The confirmed picture is more serious and more disciplined than that. What we have is a widening conflict, heavier regional involvement, confirmed multi-front attacks, and rising risk of strategic error. That is grave enough without turning it into a cinematic final verdict.
The second distortion confuses claims with outcomes. Israeli strikes on Basij checkpoints do not automatically equal regime breakdown. Hezbollah launching 200 rockets and 20 drones does not automatically equal a strategic turn in its favor.
Iran striking or threatening Gulf neighbors does not automatically mean it can dictate the regional balance. In wartime, the scale of an incident and the scale of its strategic effect are not always the same thing.
The third distortion is the false comfort that all of this is still “regional” in a narrow sense. Once strikes stretch from Tehran to Beirut and into the Gulf, involving state and proxy actors at the same time, the war is already operating on a broader regional plane.
The question is not whether the conflict has widened. It has. The question is whether the widening remains partially containable. That answer is much less clear.
For ongoing English-language coverage of fast-moving international developments, Newsio’s EN Current Affairs section is the most natural companion hub.
Hezbollah is back as a major variable, not a side theater
Reuters’ reporting makes clear that Hezbollah, though weakened compared with earlier periods, still retains enough capacity to complicate the battlefield. Its latest barrage, coordinated with Iran, shows that the so-called Axis of Resistance can still create multi-directional pressure. That matters operationally because it forces Israel to divide resources, maintain a northern alert structure, and absorb simultaneous stress across fronts.

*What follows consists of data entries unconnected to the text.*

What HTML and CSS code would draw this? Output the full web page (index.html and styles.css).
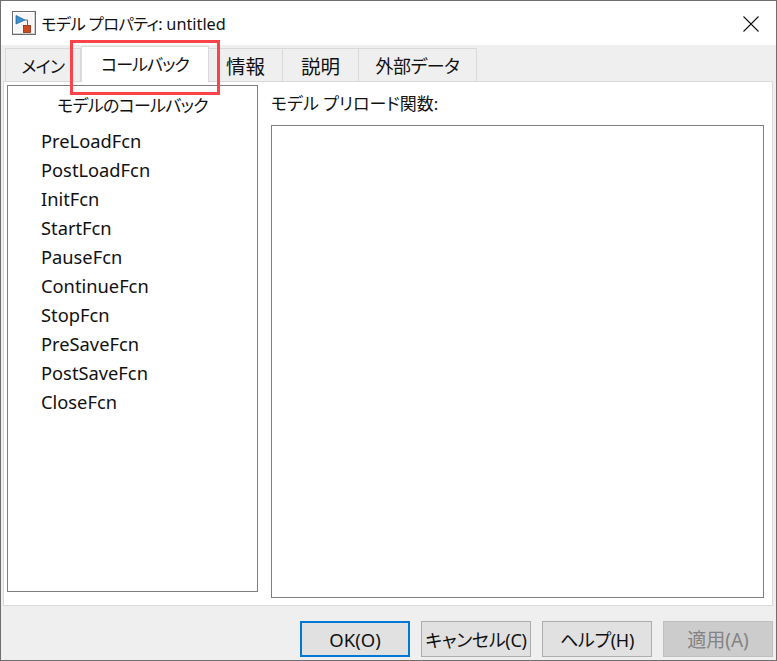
FILE: index.html
```html
<!DOCTYPE html>
<html lang="ja">
  <head>
    <meta charset="UTF-8" />
    <title>モデル プロパティ: untitled</title>
    <link rel="stylesheet" href="styles.css">
  </head>
  <body>
    <div class="dialog">
      <div class="titlebar">
        <svg class="app-icon" width="24" height="24" viewBox="0 0 24 24">
          <rect x="0.5" y="0.5" width="23" height="23" fill="#cfcfcf" stroke="#6b6b6b" />
          <rect x="1.5" y="1.5" width="20" height="20" fill="#f6f6f6" stroke="#ffffff" />
          <path d="M4 4.5 L13 9 L4 13 Z" fill="#3a8fce" stroke="#1d5f94" stroke-width="0.7" />
          <path d="M13 9 H15.5 V14" fill="none" stroke="#666" />
          <rect x="11.5" y="14.5" width="7" height="7" fill="#cf4a1e" stroke="#8c2c10" stroke-width="0.8" />
        </svg>
        <span class="title-text"><span class="title-jp">モデル プロパティ:</span> untitled</span>
        <svg class="close-icon" width="16" height="16" viewBox="0 0 16 16">
          <path d="M0.5 0.5 L15.5 15.5 M15.5 0.5 L0.5 15.5" stroke="#111" stroke-width="1.1" fill="none" />
        </svg>
      </div>

      <div class="tabs">
        <div class="tab tab-main">メイン</div>
        <div class="tab tab-callback active">コールバック</div>
        <div class="tab tab-info">情報</div>
        <div class="tab tab-desc">説明</div>
        <div class="tab tab-data">外部データ</div>
      </div>

      <div class="pane">
        <div class="callback-list">
          <div class="list-head">モデルのコールバック</div>
          <div class="list-item">PreLoadFcn</div>
          <div class="list-item">PostLoadFcn</div>
          <div class="list-item">InitFcn</div>
          <div class="list-item">StartFcn</div>
          <div class="list-item">PauseFcn</div>
          <div class="list-item">ContinueFcn</div>
          <div class="list-item">StopFcn</div>
          <div class="list-item">PreSaveFcn</div>
          <div class="list-item">PostSaveFcn</div>
          <div class="list-item">CloseFcn</div>
        </div>
        <div class="editor">
          <div class="editor-label">モデル プリロード関数:</div>
          <div class="editor-box"></div>
        </div>
      </div>

      <div class="buttons">
        <button class="btn btn-default">OK(O)</button>
        <button class="btn btn-kana">キャンセル(C)</button>
        <button class="btn btn-kana">ヘルプ(H)</button>
        <button class="btn btn-disabled">適用(A)</button>
      </div>

      <div class="highlight"></div>
    </div>
  </body>
</html>
```

FILE: styles.css
```css
* {
  margin: 0;
  padding: 0;
  box-sizing: border-box;
  font-family: "Noto Sans", "Noto Sans CJK JP", sans-serif;
  font-feature-settings: "palt";
}

body {
  width: 777px;
  height: 661px;
  overflow: hidden;
  background: #f0f0f0;
}

.dialog {
  position: relative;
  width: 777px;
  height: 661px;
  display: flex;
  flex-direction: column;
  background: #efefef;
  border: 1px solid #6e6e6e;
  color: #111;
  font-size: 17px;
}

.titlebar {
  height: 44px;
  flex-shrink: 0;
  display: flex;
  align-items: center;
  padding: 0 17px 0 11px;
  background: #fff;
  font-size: 16.3px;
}

.app-icon {
  margin-right: 5px;
}

.title-text {
  flex: 1;
}

.title-jp {
  letter-spacing: -0.6px;
}

.close-icon {
  margin-top: 1px;
}

.tabs {
  height: 36px;
  flex-shrink: 0;
  display: flex;
  align-items: flex-end;
  padding-left: 4px;
}

.tab {
  height: 33px;
  display: flex;
  align-items: center;
  justify-content: center;
  border: 1px solid #d9d9d9;
  border-bottom: none;
  border-left: none;
  background: #efefef;
  font-size: 17px;
  letter-spacing: -0.7px;
}

.tab-main {
  width: 76px;
  border-left: 1px solid #d9d9d9;
}

.tab-callback {
  width: 128px;
}

.tab-info {
  width: 74px;
  font-size: 19.5px;
  letter-spacing: 0;
}

.tab-desc {
  width: 76px;
  font-size: 19.5px;
  letter-spacing: 0;
}

.tab-data {
  width: 118px;
  font-size: 18px;
  letter-spacing: -0.5px;
}

.tab.active {
  height: 36px;
  margin-bottom: -1px;
  padding-bottom: 2px;
  background: #fff;
  border-left: 1px solid #d9d9d9;
  position: relative;
  z-index: 1;
  letter-spacing: -1px;
}

.pane {
  height: 525px;
  flex-shrink: 0;
  margin: 0 3px 0 2px;
  display: flex;
  background: #fff;
  border: 1px solid #d9d9d9;
  padding: 3px 8px 7px 3px;
}

.callback-list {
  width: 251px;
  height: 507px;
  flex-shrink: 0;
  border: 1px solid #7f7f7f;
  margin-right: 13px;
}

.list-head {
  text-align: center;
  height: 41px;
  line-height: 40px;
  font-size: 17px;
  letter-spacing: -0.7px;
}

.list-item {
  height: 29px;
  line-height: 28px;
  padding-left: 33px;
  font-size: 18.3px;
}

.editor {
  flex: 1;
  display: flex;
  flex-direction: column;
}

.editor-label {
  height: 40px;
  line-height: 38px;
  font-size: 17px;
}

.editor-box {
  flex: 1;
  border: 1px solid #7f7f7f;
  background: #fff;
}

.buttons {
  flex: 1;
  display: flex;
  justify-content: flex-end;
  align-items: flex-start;
  gap: 11px;
  padding: 15px 3px 0 0;
}

.btn {
  width: 110px;
  height: 36px;
  padding: 0;
  white-space: nowrap;
  background: #e1e1e1;
  border: 1px solid #adadad;
  color: #111;
  font-size: 18.5px;
}

.btn-kana {
  font-size: 18px;
  letter-spacing: -0.3px;
}

.btn-default {
  border: 2px solid #0078d7;
}

.btn-disabled {
  background: #cccccc;
  border-color: #bfbfbf;
  color: #838383;
  font-size: 19px;
}

/* red annotation box around the callback tab */
.highlight {
  position: absolute;
  left: 69px;
  top: 39px;
  width: 150px;
  height: 55px;
  border: 3px solid #fb4349;
  z-index: 2;
}
```
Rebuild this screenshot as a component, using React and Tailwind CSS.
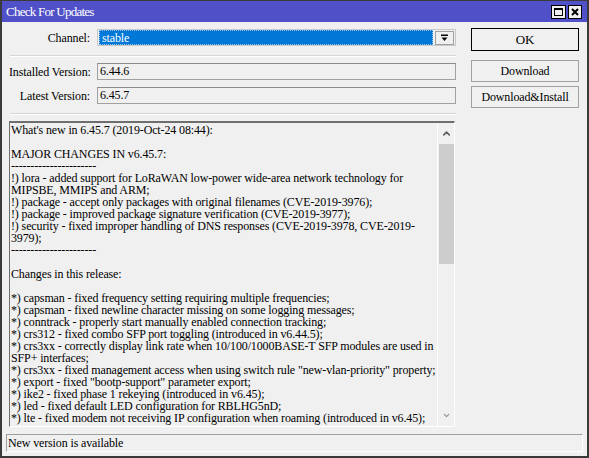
import { ChevronUp, ChevronDown } from 'lucide-react'

const lines = [
  "What's new in 6.45.7 (2019-Oct-24 08:44):",
  '',
  'MAJOR CHANGES IN v6.45.7:',
  '----------------------',
  '!) lora - added support for LoRaWAN low-power wide-area network technology for',
  'MIPSBE, MMIPS and ARM;',
  '!) package - accept only packages with original filenames (CVE-2019-3976);',
  '!) package - improved package signature verification (CVE-2019-3977);',
  '!) security - fixed improper handling of DNS responses (CVE-2019-3978, CVE-2019-',
  '3979);',
  '----------------------',
  '',
  'Changes in this release:',
  '',
  '*) capsman - fixed frequency setting requiring multiple frequencies;',
  '*) capsman - fixed newline character missing on some logging messages;',
  '*) conntrack - properly start manually enabled connection tracking;',
  '*) crs312 - fixed combo SFP port toggling (introduced in v6.44.5);',
  '*) crs3xx - correctly display link rate when 10/100/1000BASE-T SFP modules are used in',
  'SFP+ interfaces;',
  '*) crs3xx - fixed management access when using switch rule "new-vlan-priority" property;',
  '*) export - fixed "bootp-support" parameter export;',
  '*) ike2 - fixed phase 1 rekeying (introduced in v6.45);',
  '*) led - fixed default LED configuration for RBLHG5nD;',
  '*) lte - fixed modem not receiving IP configuration when roaming (introduced in v6.45);',
]

function Field({ label, value }) {
  return (
    <div className="flex items-center h-[17px]">
      <div className="w-[82px] text-right pr-px whitespace-nowrap">{label}</div>
      <div className="ml-[6px] flex-1 h-full border border-[#a0a0a0] border-t-[#8c8c8c] bg-[#f0f0f0] pl-[2px] leading-[15px]">
        {value}
      </div>
    </div>
  )
}

function Separator() {
  return <div className="h-[2px] ml-px border-t border-[#d7d7d7] border-b border-b-white" />
}

function Button({ children, primary, className }) {
  return (
    <button
      className={`w-[108px] bg-[#f0f0f0] flex items-center justify-center ${primary ? 'border border-black' : 'border border-[#a0a0a0]'} ${className}`}>
      {children}
    </button>
  )
}

export default function App() {
  return (
    <div
      className="w-[589px] h-[458px] box-border bg-[#f0f0f0] border-x-2 border-b-2 border-t border-[#3a3a3a] flex flex-col text-[12px] tracking-[-0.13px] text-black overflow-hidden"
      style={{ fontFamily: '"Liberation Serif", "Times New Roman", serif' }}>
      {/* Title bar */}
      <div className="h-[21px] bg-[#5050c8] flex items-center justify-between pl-[4px] pr-[5px]">
        <span className="text-white text-[13px] tracking-[-0.75px] leading-none">Check For Updates</span>
        <div className="flex items-center gap-[2px]">
          <div className="w-[15px] h-[14px] bg-[#f0f0f0] border border-black flex items-center justify-center">
            <div className="w-[9px] h-[8px] border border-black border-t-2" />
          </div>
          <div className="w-[14px] h-[14px] bg-[#f0f0f0] border border-black flex items-center justify-center">
            <svg width="8" height="8" viewBox="0 0 8 8">
              <path d="M1 1L7 7M7 1L1 7" stroke="black" strokeWidth="2" />
            </svg>
          </div>
        </div>
      </div>

      {/* Top section */}
      <div className="flex items-start pl-[7px]">
        <div className="w-[447px]">
          <div className="mt-[7px] flex items-center h-[17px]">
            <div className="w-[82px] text-right pr-px">Channel:</div>
            <div className="ml-[6px] flex-1 h-full flex items-center gap-[2px] border border-[#c8c8c8] p-px">
              <div className="flex-1 h-[15px] bg-[#0078d7] text-white pl-[2px] leading-[14px] border border-dotted border-[#9cc6f0]">
                stable
              </div>
              <div className="w-[19px] h-[14px] border border-[#a0a0a0] flex items-center justify-center">
                <svg width="7" height="8" viewBox="0 0 7 8">
                  <rect x="0" y="0.5" width="7" height="1.5" fill="black" />
                  <path d="M0.5 3.5H6.5L3.5 7Z" fill="black" />
                </svg>
              </div>
            </div>
          </div>
          <div className="mt-[9px]"><Separator /></div>
          <div className="mt-[6px]"><Field label="Installed Version:" value="6.44.6" /></div>
          <div className="mt-[7px]"><Field label="Latest Version:" value="6.45.7" /></div>
          <div className="mt-[9px]"><Separator /></div>
        </div>
        <div className="ml-[15px] flex flex-col">
          <Button primary className="mt-[6px] h-[23px] text-[13px]">OK</Button>
          <Button className="mt-[9px] h-[22px]">Download</Button>
          <Button className="mt-[4px] h-[22px]">Download&amp;Install</Button>
        </div>
      </div>

      {/* Changelog */}
      <div className="mt-[6px] ml-[7px] w-[446px] h-[306px] flex border-t-2 border-l border-[#6e6e6e] border-r border-r-white border-b border-b-white">
        <div className="flex-1 overflow-hidden pl-[1px] pt-[1px] leading-[12px]">
          {lines.map((l, i) => (
            <div key={i} className="whitespace-pre h-[12px]">{l || ' '}</div>
          ))}
        </div>
        <div className="w-[17px] border-l border-white flex flex-col items-center">
          <ChevronUp size={11} strokeWidth={3.5} className="text-[#606060] mt-[5px]" />
          <div className="w-[15px] h-[120px] bg-[#cdcdcd] mt-[5px]" />
          <div className="flex-1" />
          <ChevronDown size={9} strokeWidth={3} className="text-[#909090] mb-[6px]" />
        </div>
      </div>

      {/* Status bar */}
      <div className="mt-[7px] ml-[4px] w-[577px] h-[18px] border-t border-l border-[#a0a0a0] border-r border-r-white border-b border-b-white pl-[1px] leading-[16px]">
        New version is available
      </div>
    </div>
  )
}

But that same reporting also supports restraint in interpretation. Hezbollah’s continued activity demonstrates persistence, not automatic strategic superiority. It can still destabilize. It can still raise costs. It can still amplify a regional crisis. But it has not, based on the verified public picture, produced a decisive battlefield reversal on its own. That is the kind of distinction good analysis has to keep intact.
What readers should take away
The safest conclusion today is that the war has clearly moved into a multi-front phase. There are confirmed Israeli strikes in Tehran and Beirut, confirmed Iranian attacks affecting the Gulf, and a confirmed large Hezbollah barrage toward Israel. Those are not isolated incidents anymore. They form a wider escalation pattern.
The second conclusion is that precision matters more than ever. The story is already serious without overstatement. The value of serious journalism here is not to maximize drama, but to separate what has been confirmed from what is still being inflated, inferred, or strategically spun.
The third conclusion is the one that matters most for a U.S. and international audience: this is no longer a crisis that belongs only to one border, one militia, or one capital. It now touches regional governments, maritime corridors, energy flows, and the wider stability of the Middle East.